Meskipun begitu, dia adalah wanita yang dianggap rendah oleh bangsanya sendiri karena telh menjadi budak nafsu seorang Belanda, meskipun dia tidak memiliki pilihan lain. Anaknya, Annelies, kemudian menikah dengan Minke, tapi tidak diakui oleh pemerintah Belanda. Ayahnya yang seorang Belanda pemabuk, Herman Mellena, menentang Minke yang dianggapnya seorang pribumi rendah.

Itulah gambaran yang dilukiskan oleh Pramoedya Ananta Toer, gambaran mengenai inferioritas bangsa ini. Gambaran ini bahkan masih relevan dalam masa ini. Bangsa kita selama ini masih rendah tingkat pendidikan, dan harus berhamba terhadap bangsa lain.

Ini adalah novel anti-imperialisme. Novel yang membela kemanusiaan di atas segala entitas politik lainnya, sesuai judulnya, Bumi Manusia. Rasisme bukan dikumandangkan dari negeri-negeri tak berpendidikan, tetapi malah terutama oleh bangsa Eropa. Adalah ironi bagaimana orang Eropa (kala itu) memandang manusia di Asia dan Afrika. Manusia pribumi dianggap oleh manusia Eropa sebagai manusia yang savage (tak beradab), yang asing (strange), yang berjalan dengan telapak kaki tanpa alas dan makan dengan kelima cakar kita. Alhasil, Eropa dianggap sebagai satu-satunya referensi peradaban yang mulia. Inilah awal mula dari penindasan dan penjajahan. Ini adalah buku yang melihat manusia Eropa dari sudut pandang kita yang asing. Bangsa Eropa mengagumi kekayaan dan keindahan alam Hindia Belanda, tapi merasa bahwa penghuninya adalah masyarakat kelas dua, sekelas budak yang tidak mampu berpikir dan berdaya. 

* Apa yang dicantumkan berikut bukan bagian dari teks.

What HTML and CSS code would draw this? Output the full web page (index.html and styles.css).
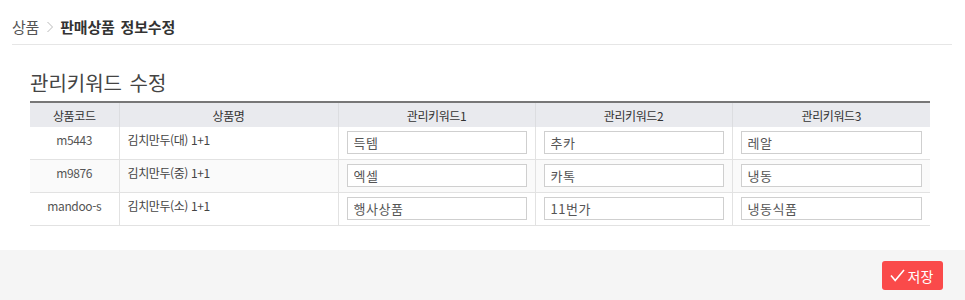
FILE: index.html
```html
<!DOCTYPE html>
<html lang="ko">
<head>
    <meta charset="UTF-8">
    <title>판매상품 정보수정</title>
    <link rel="stylesheet" href="styles.css">
</head>
<body>
    <div class="page-head">
        <div class="breadcrumb">
            <span class="crumb">상품</span>
            <svg class="sep" width="8" height="12" viewBox="0 0 8 12"><path d="M1.5 1 L6.5 6 L1.5 11" fill="none" stroke="#bbb" stroke-width="1"/></svg>
            <span class="crumb current">판매상품 정보수정</span>
        </div>
    </div>
    <div class="content">
        <h2 class="section-title">관리키워드 수정</h2>
        <table class="kw-table">
            <colgroup>
                <col style="width: 89px">
                <col style="width: 219px">
                <col style="width: 197px">
                <col style="width: 197px">
                <col>
            </colgroup>
            <thead>
                <tr>
                    <th>상품코드</th>
                    <th>상품명</th>
                    <th>관리키워드1</th>
                    <th>관리키워드2</th>
                    <th>관리키워드3</th>
                </tr>
            </thead>
            <tbody>
                <tr>
                    <td class="code">m5443</td>
                    <td class="name">김치만두(대) 1+1</td>
                    <td><input class="kw-input" type="text" value="득템"></td>
                    <td><input class="kw-input" type="text" value="추카"></td>
                    <td><input class="kw-input" type="text" value="레알"></td>
                </tr>
                <tr class="alt">
                    <td class="code">m9876</td>
                    <td class="name">김치만두(중) 1+1</td>
                    <td><input class="kw-input" type="text" value="엑셀"></td>
                    <td><input class="kw-input" type="text" value="카톡"></td>
                    <td><input class="kw-input" type="text" value="냉동"></td>
                </tr>
                <tr>
                    <td class="code">mandoo-s</td>
                    <td class="name">김치만두(소) 1+1</td>
                    <td><input class="kw-input" type="text" value="행사상품"></td>
                    <td><input class="kw-input" type="text" value="11번가"></td>
                    <td><input class="kw-input" type="text" value="냉동식품"></td>
                </tr>
            </tbody>
        </table>
    </div>
    <div class="footer-bar">
        <button class="save-button" type="button">
            <svg class="check" width="15" height="13" viewBox="0 0 15 13"><path d="M1 6.5 L5.2 11.5 L14 1" fill="none" stroke="#fff" stroke-width="1.6"/></svg>
            저장
        </button>
    </div>
</body>
</html>
```

FILE: styles.css
```css
body {
    margin: 0;
    padding: 0;
    font-family: "Noto Sans CJK KR", "Noto Sans", sans-serif;
    color: #555;
    background: #fff;
}
.page-head {
    padding: 0 13px 0 12px;
}
.breadcrumb {
    height: 45px;
    border-bottom: 1px solid #e6e6e6;
    display: flex;
    align-items: center;
    gap: 6px;
    font-size: 15px;
    letter-spacing: -0.2px;
    padding: 9px 0 0 0;
    box-sizing: border-box;
}
.crumb {
    color: #555;
}
.crumb.current {
    color: #333;
    font-weight: bold;
    word-spacing: 2px;
}
.sep {
    margin: 1px 0 0 1px;
}
.content {
    padding: 25px 35px 24px 30px;
}
.section-title {
    margin: 0 0 5px 0;
    font-size: 20px;
    font-weight: normal;
    color: #444;
    word-spacing: 2px;
    line-height: 26px;
}
.kw-table {
    width: 900px;
    border-collapse: collapse;
    table-layout: fixed;
    border-top: 2px solid #777;
    font-size: 12px;
    letter-spacing: -0.4px;
}
.kw-table th {
    background: #e9eaee;
    color: #333;
    font-weight: normal;
    height: 24px;
    padding: 0;
    border-left: 1px solid #dcdde0;
}
.kw-table th:first-child,
.kw-table td:first-child {
    border-left: none;
}
.kw-table td {
    border-left: 1px solid #e2e2e2;
    border-bottom: 1px solid #e2e2e2;
    padding: 4px 8px 4px 8px;
    vertical-align: top;
    height: 24px;
}
.kw-table tr.alt td {
    background: #fafafa;
}
.kw-table td.code {
    text-align: center;
    line-height: 20px;
    padding-top: 3px;
    color: #555;
}
.kw-table td.name {
    line-height: 20px;
    padding-top: 3px;
    color: #444;
}
.kw-input {
    display: block;
    width: 100%;
    height: 23px;
    box-sizing: border-box;
    border: 1px solid #cfcfcf;
    background: #fff;
    padding: 0 6px;
    font-family: inherit;
    font-size: 13px;
    color: #555;
    letter-spacing: 0.5px;
    outline: none;
}
.footer-bar {
    background: #f5f5f5;
    height: 51px;
    display: flex;
    justify-content: flex-end;
    align-items: flex-start;
    padding: 11px 22px 0 0;
    box-sizing: border-box;
}
.save-button {
    display: flex;
    align-items: center;
    gap: 3px;
    height: 29px;
    width: 61px;
    justify-content: center;
    border: none;
    border-radius: 3px;
    background: #fa4a4a;
    color: #fff;
    font-family: inherit;
    font-size: 14px;
    padding: 0 6px 0 4px;
    cursor: pointer;
}
```
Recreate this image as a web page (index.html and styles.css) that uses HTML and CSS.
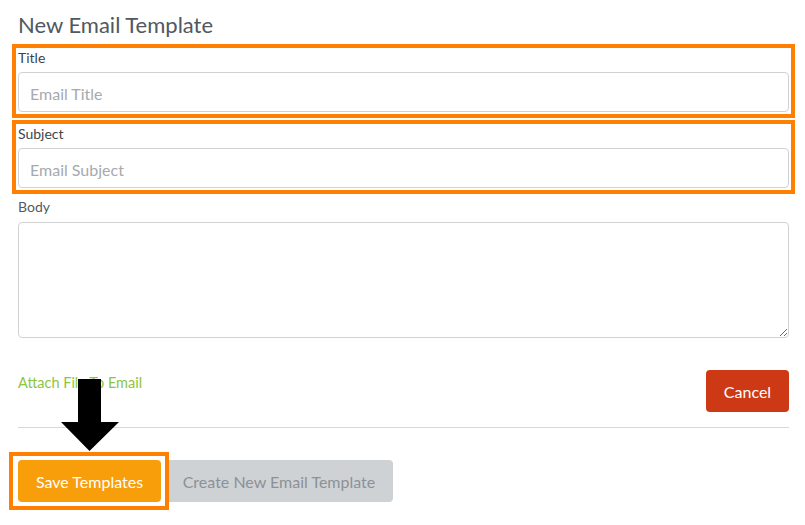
FILE: index.html
```html
<!DOCTYPE html>
<html>
<head>
<meta charset="utf-8">
<link rel="stylesheet" href="styles.css">
</head>
<body>
<div class="page">
  <h1 class="heading">New Email Template</h1>
  <div class="field hl">
    <label class="label">Title</label>
    <input class="input" type="text" placeholder="Email Title">
  </div>
  <div class="field hl">
    <label class="label">Subject</label>
    <input class="input" type="text" placeholder="Email Subject">
  </div>
  <div class="field field-body">
    <label class="label label-body">Body</label>
    <textarea class="textarea"></textarea>
  </div>
  <div class="row">
    <a class="attach" href="#">Attach File To Email</a>
    <button class="btn btn-cancel">Cancel</button>
  </div>
  <hr class="divider">
  <div class="actions">
    <button class="btn btn-save hl-save">Save Templates</button>
    <button class="btn btn-create">Create New Email Template</button>
  </div>
  <svg class="arrow" width="60" height="74" viewBox="0 0 60 74">
    <polygon points="18,0 41,0 41,43 59,43 29.5,72 1,43 18,43" fill="#000"/>
  </svg>
</div>
</body>
</html>
```

FILE: styles.css
```css
* { box-sizing: border-box; }
html, body { margin: 0; padding: 0; background: #fff; }
body { font-family: Lato, "Noto Sans", sans-serif; }
.page {
  position: relative;
  width: 805px;
  height: 525px;
  padding: 12px 16px 0 18px;
}
.heading {
  margin: 0 0 10px 0;
  font-size: 22px;
  line-height: 26px;
  font-weight: 400;
  color: #505860;
}
.field {
  position: relative;
  display: flex;
  flex-direction: column;
}
.field + .field { margin-top: 12px; }
.field-body { margin-top: 9px !important; }
.label {
  display: block;
  font-size: 14px;
  line-height: 20px;
  color: #3c454c;
  margin-bottom: 4px;
}
.label-body { color: #535b62; margin-bottom: 5px; }
.input {
  display: block;
  width: 100%;
  height: 40px;
  border: 1px solid #d2d2d2;
  border-radius: 4px;
  padding: 2px 10px 0 11px;
  font-family: Lato, "Noto Sans", sans-serif;
  font-size: 16px;
  color: #333;
  background: #fff;
  outline: none;
}
.input::placeholder { color: #a6aaae; }
.textarea {
  display: block;
  width: 100%;
  height: 116px;
  border: 1px solid #d2d2d2;
  border-radius: 4px;
  font-family: Lato, "Noto Sans", sans-serif;
  background: #fff;
  outline: none;
  margin: 0;
}
.hl::after {
  content: "";
  position: absolute;
  top: -4px; left: -6px; right: -6px; bottom: -6px;
  border: 4px solid #ff8000;
  pointer-events: none;
}
.row {
  display: flex;
  justify-content: space-between;
  align-items: flex-start;
  margin-top: 32px;
}
.attach {
  font-size: 14.5px;
  line-height: 20px;
  margin-top: 3px;
  color: #8cc540;
  text-decoration: none;
}
.btn {
  height: 42px;
  border: none;
  border-radius: 4px;
  padding: 0 18px;
  font-family: Lato, "Noto Sans", sans-serif;
  font-size: 16px;
  cursor: pointer;
}
.btn-cancel {
  background: #cd3815;
  color: #fff;
  width: 83px;
  padding: 0;
}
.divider {
  margin: 15px 0 0 0;
  border: none;
  border-top: 1px solid #d8d8d8;
  height: 0;
}
.actions {
  display: flex;
  gap: 4px;
  margin-top: 32px;
}
.btn-save {
  position: relative;
  background: #f99e0b;
  color: #fff;
  width: 143px;
  padding: 0;
}
.hl-save::after {
  content: "";
  position: absolute;
  top: -8px; left: -9px; right: -8px; bottom: -8px;
  border: 4px solid #ff8000;
  pointer-events: none;
}
.btn-create {
  background: #cfd2d5;
  color: #8b9197;
  width: 228px;
  padding: 0;
}
.arrow {
  position: absolute;
  left: 60px;
  top: 379px;
}
```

Menurut Pramoedya, pendidikan adalah poin yang terpenting dari perlawanan terhadap penjajahan. Bangsa yang terdidik adalah bangsa yang mampu menjadi setara dengan bangsa lain. Bangsa yang terdidik adalah bangsa yang mampu menentukan nasib sendiri. Pendidikan adalah kunci dari kemerdekaan. Pendidikan adalah emansipasi, bukan monopoli golongan.

Sementara di negeri ini, rakyat terus terjajah. Novel yang emansipatoris seperti ini bahkan dilarang oleh pemerintah, seolah mengulang kembali ketakutan penjajah Belanda akan rakyat pribumi yang berpendidikan. Pendidikan saat ini pun cenderung elitis. Pendidikan di negeri seperti perahu Nabi Nuh, hanya sebagian kecil golongan yang bisa masuk, yang lain akan tenggelam dalam air bah. Hanya sebagian kecil orang kaya yang bisa bersekolah tinggi saat ini, sama dengan yang diceritakan Pramoedya semasa penjajahan Belanda. Kita negeri yang sulit belajar.